The challenge we face as a species is pretty clear. Can we preserve the best of the Good Anthropocene and avoid the dangers of the Bad Anthropocene? Can we distribute the Anthropocene bonanza of energy and resources more equitably to avoid catastrophic conflicts? And can we, like the first living organisms, learn how to use gentler and smaller flows of resources to do so? Can we find global equivalents of the delicate proton pumps used to power all living cells today? Or will we keep depending on flows of energy and resources so huge that they will eventually shake apart the fantastically complex societies we have built in the past two hundred years?

Our modern origin story suggests a helpful analogy, that of chemical activation energies. Activation energies provide the initial kick that gets vital chemical reactions going. But once they are under way, less energy is needed. Perhaps we can think of fossil fuels as the activation energy that was needed to kick-start today’s world. Now that this glossy new world is in motion, can we keep it going with smaller and more delicate energy flows, like the tiny flows, electron by electron, or proton by proton, that are managed by enzymes and that energize living cells? Can we imitate respiration, big life’s delicate, nondisruptive equivalent of fire? 

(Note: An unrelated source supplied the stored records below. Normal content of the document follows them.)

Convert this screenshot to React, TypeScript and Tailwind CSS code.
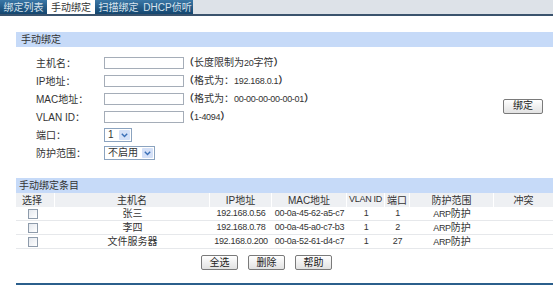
const font = { fontFamily: '"Liberation Sans", "Noto Sans CJK SC", sans-serif' };

// latin text in the reference is narrow, squeeze it a bit
const num = "text-[9px] tracking-[-0.3px]";

const tabs = [
  { label: "绑定列表", w: "w-[47px]", active: false },
  { label: "手动绑定", w: "w-[48px]", active: true },
  { label: "扫描绑定", w: "w-[47px]", active: false },
  { label: "DHCP侦听", w: "w-[51px]", active: false },
];

const rows = [
  { name: "张三", ip: "192.168.0.56", mac: "00-0a-45-62-a5-c7", vlan: "1", port: "1" },
  { name: "李四", ip: "192.168.0.78", mac: "00-0a-45-a0-c7-b3", vlan: "1", port: "2" },
  { name: "文件服务器", ip: "192.168.0.200", mac: "00-0a-52-61-d4-c7", vlan: "1", port: "27" },
];

const cols = ["w-[39px]", "w-[155px]", "w-[62px]", "w-[75px]", "w-[38px]", "w-[25px]", "w-[84px]", "flex-1"];

function Select({ value, width }: { value: string; width: string }) {
  return (
    <div className={`flex h-[14px] items-center border border-[#8ba3bf] bg-white ${width}`}>
      <span className="flex-1 whitespace-nowrap pl-[3px] leading-none">{value}</span>
      <span className="mr-[1px] flex h-[10px] w-[11px] items-center justify-center rounded-[1px] bg-[#d4e0f7]">
        <svg width="7" height="5" viewBox="0 0 7 5">
          <path d="M0.8 0.8 L3.5 3.6 L6.2 0.8" fill="none" stroke="#3b6fb6" strokeWidth="1.4" />
        </svg>
      </span>
    </div>
  );
}

function Btn({ children, cls = "" }: { children: React.ReactNode; cls?: string }) {
  return (
    <button
      className={`flex h-[15px] w-[37px] items-center justify-center rounded-[2px] border border-[#7a7a7a] bg-gradient-to-b from-white to-[#e2e2e2] text-[10px] leading-none text-[#222] ${cls}`}
    >
      {children}
    </button>
  );
}

function Check() {
  return <span className="block h-[10px] w-[10px] border border-[#8e9bab] bg-gradient-to-br from-[#e4e8ee] to-white" />;
}

export default function App() {
  const fields = [
    { label: "主机名：", pre: "长度限制为", n: "20", post: "字符" },
    { label: "IP地址：", pre: "格式为：", n: "192.168.0.1", post: "" },
    { label: "MAC地址：", pre: "格式为：", n: "00-00-00-00-00-01", post: "" },
    { label: "VLAN ID：", pre: "", n: "1-4094", post: "" },
  ];

  return (
    <div style={font} className="h-[287px] w-[553px] overflow-hidden whitespace-nowrap bg-white text-[10px] text-[#333]">
      {/* Tabs */}
      <div className="flex h-[16px] border-b-2 border-[#3a536d] bg-[#dde2e8]">
        {tabs.map((t) => (
          <div
            key={t.label}
            className={`flex h-[14px] items-center justify-center ${t.w} ${
              t.active
                ? "bg-white text-[#333]"
                : "bg-gradient-to-b from-[#3a77a6] to-[#14466f] text-[#d8e4ee]"
            }`}
          >
            {t.label}
          </div>
        ))}
      </div>

      <div className="ml-[16px] mt-[16px]">
        <div className="flex h-[15px] items-center bg-[#c6daf8] pl-[5px]">手动绑定</div>

        {/* Form */}
        <div className="flex items-center pt-[7px]">
          <div className="flex flex-col">
            {fields.map((f) => (
              <div key={f.label} className="flex h-[18px] items-center">
                <span className="w-[88px] pl-[20px]">{f.label}</span>
                <span className="h-[12px] w-[80px] border border-[#a5adb8] bg-white" />
                <span>
                  <b className="font-bold">（</b>
                  {f.pre}
                  <span className={num}>{f.n}</span>
                  {f.post}
                  <b className="font-bold">）</b>
                </span>
              </div>
            ))}
            <div className="flex h-[18px] items-center">
              <span className="w-[88px] pl-[20px]">端口：</span>
              <Select value="1" width="w-[28px]" />
            </div>
            <div className="flex h-[18px] items-center">
              <span className="w-[88px] pl-[20px]">防护范围：</span>
              <Select value="不启用" width="w-[51px]" />
            </div>
          </div>
          <Btn cls="ml-auto mr-[10px] mb-[4px] w-[40px]">绑定</Btn>
        </div>

        {/* Table */}
        <div className="mt-[16px]">
          <div className="flex h-[15px] items-center bg-[#c6daf8] pl-[3px]">手动绑定条目</div>
          <div className="flex h-[14px] items-center bg-[#eef0f3]">
            {["选择", "主机名", "IP地址", "MAC地址", "VLAN ID", "端口", "防护范围", "冲突"].map((h, i) => (
              <div
                key={h}
                className={`flex h-full items-center ${i === 0 ? "pl-[6px]" : "justify-center"} ${cols[i]} ${
                  i < 7 ? "border-r border-white" : ""
                }`}
              >
                {h === "VLAN ID" ? <span className={num}>{h}</span> : h}
              </div>
            ))}
          </div>
          {rows.map((r) => (
            <div key={r.name} className="flex h-[14px] items-center border-b border-[#e6e8eb]">
              <div className={`flex justify-start pl-[12px] ${cols[0]}`}>
                <Check />
              </div>
              <div className={`text-center ${cols[1]}`}>{r.name}</div>
              <div className={`text-center ${num} ${cols[2]}`}>{r.ip}</div>
              <div className={`text-center ${num} ${cols[3]}`}>{r.mac}</div>
              <div className={`text-center ${num} ${cols[4]}`}>{r.vlan}</div>
              <div className={`text-center ${num} ${cols[5]}`}>{r.port}</div>
              <div className={`text-center ${cols[6]}`}>
                <span className={num}>ARP</span>防护
              </div>
              <div className={cols[7]} />
            </div>
          ))}
          <div className="mt-[6px] flex gap-[10px] pl-[185px]">
            <Btn>全选</Btn>
            <Btn>删除</Btn>
            <Btn>帮助</Btn>
          </div>
          <div className="mt-[13px] h-[2px] bg-[#2b5f8c]" />
        </div>
      </div>
    </div>
  );
}
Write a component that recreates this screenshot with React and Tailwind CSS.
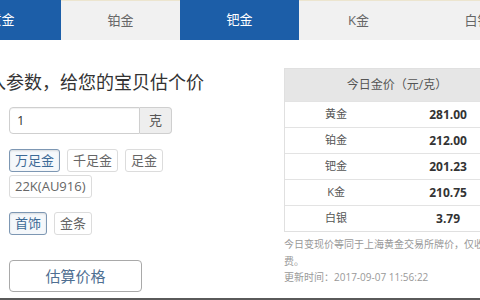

The idea of fossil fuels as activation energy suggests something else about today’s world. The turbulent dynamism of recent centuries is typical of all periods of creative destruction. It is the human equivalent of the gravitational energies that create stars. But once the violent energies of creation have done their work, we expect a new and more stable dynamism, as something new takes its seat in the universe. Like our sun, we can perhaps settle into a period of dynamic stability, having crossed a new threshold and built a new world society that preserves the best of the Good Anthropocene. Perhaps the idea of endless growth is completely wrong. Perhaps the disruptive dynamism of recent centuries is a temporary phenomenon. After all, living life within a framework of social and cultural stability has been the norm for most of human history and for most human societies. And that is why an understanding of what it means to live richly and dynamically in a less changeable world is preserved within the cultures of many modern indigenous communities whose people see themselves primarily as custodians of a world larger and older than themselves. 

Though unfashionable at present, the idea of a future without continuous growth has popped up regularly in discussions by philosophically minded economists. Many eighteenth-century economists, including Adam Smith, feared a no-growth future, seeing it as the end of progress. But John Stuart Mill welcomed such a future as a refreshing contrast to the frenetic gold-rush world of the industrial revolution. In 1848, he wrote, “I confess I am not charmed with the ideal of life held out by those who think that the normal state of human beings is that of struggling to get on; that the trampling, crushing, elbowing, and treading on each other’s heels, which form the existing type of social life, are the most desirable lot of human kind, or anything but the disagreeable symptoms of one of the phases of industrial progress.”

Instead, he argued, “the best state for human nature is that in which, while no one is poor, no one desires to be richer, nor has any reason to fear being thrust back, by the efforts of others to push themselves forward.” Growth was still needed, he stated, in many poorer countries, but the richer countries were more in need of a better distribution of wealth. With basic necessities taken care of, the task for them was to live more fully rather than to keep acquiring more material wealth.